#### [Challenge]
Transcribe the material in full. Nothing should differ except that the pictures are left out.

#### [Dataset content]
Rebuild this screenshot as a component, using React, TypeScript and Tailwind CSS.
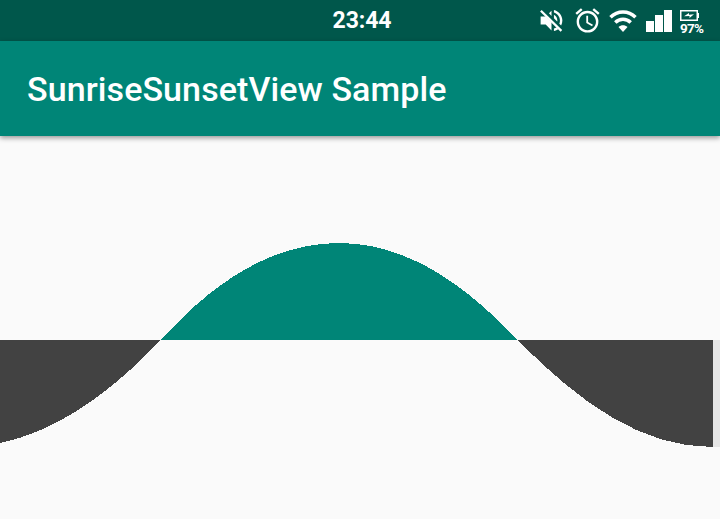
function StatusBar() {
  return (
    <header className="grid h-[41px] grid-cols-[1fr_auto_1fr] items-start bg-[#00574b] text-white">
      <span />
      <time className="ml-[4px] pt-[7px] text-[23px] leading-7 font-bold tracking-[-0.1px]">23:44</time>
      <div className="flex justify-end pt-[6px] pr-[16px]">
        <svg className="mr-[7px] h-[29px] w-[29px]" viewBox="0 0 24 24" fill="currentColor">
          <path d="M12 4L9.91 6.09 12 8.18V4zM14 3.230v2.060c2.890.86 5 3.540 5 6.710 0 .94-.2 1.820-.540 2.640l1.510 1.510C20.630 14.910 21 13.500 21 12c0-4.280-2.990-7.860-7-8.770z" />
          <path d="M14 7.200v3l2.700 2.700c.15-.3.150-.6.150-.9 0-2-1.150-4-2.850-4.800z" />
          <path d="M3 8.700v6.600h4.200l4.800 4.900v-6.900L7.400 8.700zM14 18.700v2.060c1.400-.3 2.700-.95 3.700-1.800l-1.450-1.440c-.7.520-1.450.93-2.250 1.180z" />
          <path d="M3.200 3.900L20.200 20.600" stroke="currentColor" strokeWidth="1.9" />
        </svg>
        <svg className="mr-[7px] h-[29px] w-[29px]" viewBox="0 0 24 24" fill="currentColor">
          <path d="M22 5.72l-4.6-3.86-1.29 1.53 4.6 3.86L22 5.72zM7.88 3.39L6.6 1.86 2 5.71l1.29 1.53 4.59-3.85zM12.5 8H11v6l4.75 2.85.75-1.23-4-2.37V8zM12 4c-4.97 0-9 4.03-9 9s4.02 9 9 9a9 9 0 0 0 0-18zm0 16c-3.87 0-7-3.13-7-7s3.13-7 7-7 7 3.13 7 7-3.13 7-7 7z" />
        </svg>
        <svg className="mt-[3px] mr-[9px] h-[24px] w-[28px]" viewBox="0 0 28 24" fill="none" stroke="currentColor">
          <path d="M1.500 8.200C8.500 1.300 19.500 1.300 26.500 8.200" strokeWidth="3.500" />
          <path d="M6.300 13.500C10.700 9.200 17.300 9.200 21.700 13.500" strokeWidth="3.500" />
          <path d="M9.500 18C12 15.700 16 15.700 18.500 18L14 23z" fill="currentColor" stroke="none" />
        </svg>
        <svg className="mt-[3px] mr-[8px] h-[24px] w-[26px]" viewBox="0 0 26 24" fill="currentColor">
          <path d="M0 12h8v11H0zM9 6h8v17H9zM18 1h8v22h-8z" />
        </svg>
        <div className="flex w-[24px] flex-col items-start">
          <svg className="mt-[3px] h-[13px] w-[20px]" viewBox="0 0 20 13" fill="none">
            <path d="M.75 1.75h16.500v9.500H.75z" stroke="white" strokeWidth="1.500" />
            <path d="M17.500 4H19v5h-1.500z" fill="white" />
            <path d="M4 7.200L9 4v1.700l5-.5L9.500 9V7z" fill="white" />
          </svg>
          <span className="text-[13.500px] leading-[13px] font-bold tracking-[-0.8px]">97%</span>
        </div>
      </div>
    </header>
  );
}

export default function App() {
  return (
    <div className="flex h-[519px] w-[720px] flex-col overflow-hidden bg-[#fafafa] font-[Roboto,sans-serif]">
      <StatusBar />
      <div className="z-10 flex h-[95px] shrink-0 items-center bg-[#008577] pl-[27px] shadow-[0_2px_5px_rgba(0,0,0,0.4)]">
        <h1 className="text-[34px] leading-10 font-medium tracking-[0.09px] whitespace-nowrap text-white">
          SunriseSunsetView Sample
        </h1>
      </div>
      <main className="flex-1">
        <svg className="block h-[383px] w-[720px]" viewBox="0 136 720 383" shapeRendering="crispEdges">
          <path d="M713 340h7v107h-7z" fill="#e6e6e6" />
          <path d="M0 443Q79 426.5 160.5 340H0Z" fill="#424242" />
          <path d="M161 340Q248 243 339 243Q428 243 517 340Z" fill="#008577" />
          <path d="M517.5 340C582 405 642 447 713 447V340Z" fill="#424242" />
        </svg>
      </main>
    </div>
  );
}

#### [Solution to this exercise]
Rebuild this screenshot as a component, using React, TypeScript and Tailwind CSS.
function StatusBar() {
  return (
    <header className="grid h-[41px] grid-cols-[1fr_auto_1fr] items-start bg-[#00574b] text-white">
      <span />
      <time className="ml-[4px] pt-[7px] text-[23px] leading-7 font-bold tracking-[-0.1px]">23:44</time>
      <div className="flex justify-end pt-[6px] pr-[16px]">
        <svg className="mr-[7px] h-[29px] w-[29px]" viewBox="0 0 24 24" fill="currentColor">
          <path d="M12 4L9.91 6.09 12 8.18V4zM14 3.230v2.060c2.890.86 5 3.540 5 6.710 0 .94-.2 1.820-.540 2.640l1.510 1.510C20.630 14.910 21 13.500 21 12c0-4.280-2.990-7.860-7-8.770z" />
          <path d="M14 7.200v3l2.700 2.700c.15-.3.150-.6.150-.9 0-2-1.150-4-2.850-4.800z" />
          <path d="M3 8.700v6.600h4.200l4.800 4.900v-6.900L7.400 8.700zM14 18.700v2.060c1.400-.3 2.700-.95 3.700-1.800l-1.450-1.440c-.7.520-1.450.93-2.250 1.180z" />
          <path d="M3.200 3.900L20.200 20.600" stroke="currentColor" strokeWidth="1.9" />
        </svg>
        <svg className="mr-[7px] h-[29px] w-[29px]" viewBox="0 0 24 24" fill="currentColor">
          <path d="M22 5.72l-4.6-3.86-1.29 1.53 4.6 3.86L22 5.72zM7.88 3.39L6.6 1.86 2 5.71l1.29 1.53 4.59-3.85zM12.5 8H11v6l4.75 2.85.75-1.23-4-2.37V8zM12 4c-4.97 0-9 4.03-9 9s4.02 9 9 9a9 9 0 0 0 0-18zm0 16c-3.87 0-7-3.13-7-7s3.13-7 7-7 7 3.13 7 7-3.13 7-7 7z" />
        </svg>
        <svg className="mt-[3px] mr-[9px] h-[24px] w-[28px]" viewBox="0 0 28 24" fill="none" stroke="currentColor">
          <path d="M1.500 8.200C8.500 1.300 19.500 1.300 26.500 8.200" strokeWidth="3.500" />
          <path d="M6.300 13.500C10.700 9.200 17.300 9.200 21.700 13.500" strokeWidth="3.500" />
          <path d="M9.500 18C12 15.700 16 15.700 18.500 18L14 23z" fill="currentColor" stroke="none" />
        </svg>
        <svg className="mt-[3px] mr-[8px] h-[24px] w-[26px]" viewBox="0 0 26 24" fill="currentColor">
          <path d="M0 12h8v11H0zM9 6h8v17H9zM18 1h8v22h-8z" />
        </svg>
        <div className="flex w-[24px] flex-col items-start">
          <svg className="mt-[3px] h-[13px] w-[20px]" viewBox="0 0 20 13" fill="none">
            <path d="M.75 1.75h16.500v9.500H.75z" stroke="white" strokeWidth="1.500" />
            <path d="M17.500 4H19v5h-1.500z" fill="white" />
            <path d="M4 7.200L9 4v1.700l5-.5L9.500 9V7z" fill="white" />
          </svg>
          <span className="text-[13.500px] leading-[13px] font-bold tracking-[-0.8px]">97%</span>
        </div>
      </div>
    </header>
  );
}

export default function App() {
  return (
    <div className="flex h-[519px] w-[720px] flex-col overflow-hidden bg-[#fafafa] font-[Roboto,sans-serif]">
      <StatusBar />
      <div className="z-10 flex h-[95px] shrink-0 items-center bg-[#008577] pl-[27px] shadow-[0_2px_5px_rgba(0,0,0,0.4)]">
        <h1 className="text-[34px] leading-10 font-medium tracking-[0.09px] whitespace-nowrap text-white">
          SunriseSunsetView Sample
        </h1>
      </div>
      <main className="flex-1">
        <svg className="block h-[383px] w-[720px]" viewBox="0 136 720 383" shapeRendering="crispEdges">
          <path d="M713 340h7v107h-7z" fill="#e6e6e6" />
          <path d="M0 443Q79 426.5 160.5 340H0Z" fill="#424242" />
          <path d="M161 340Q248 243 339 243Q428 243 517 340Z" fill="#008577" />
          <path d="M517.5 340C582 405 642 447 713 447V340Z" fill="#424242" />
        </svg>
      </main>
    </div>
  );
}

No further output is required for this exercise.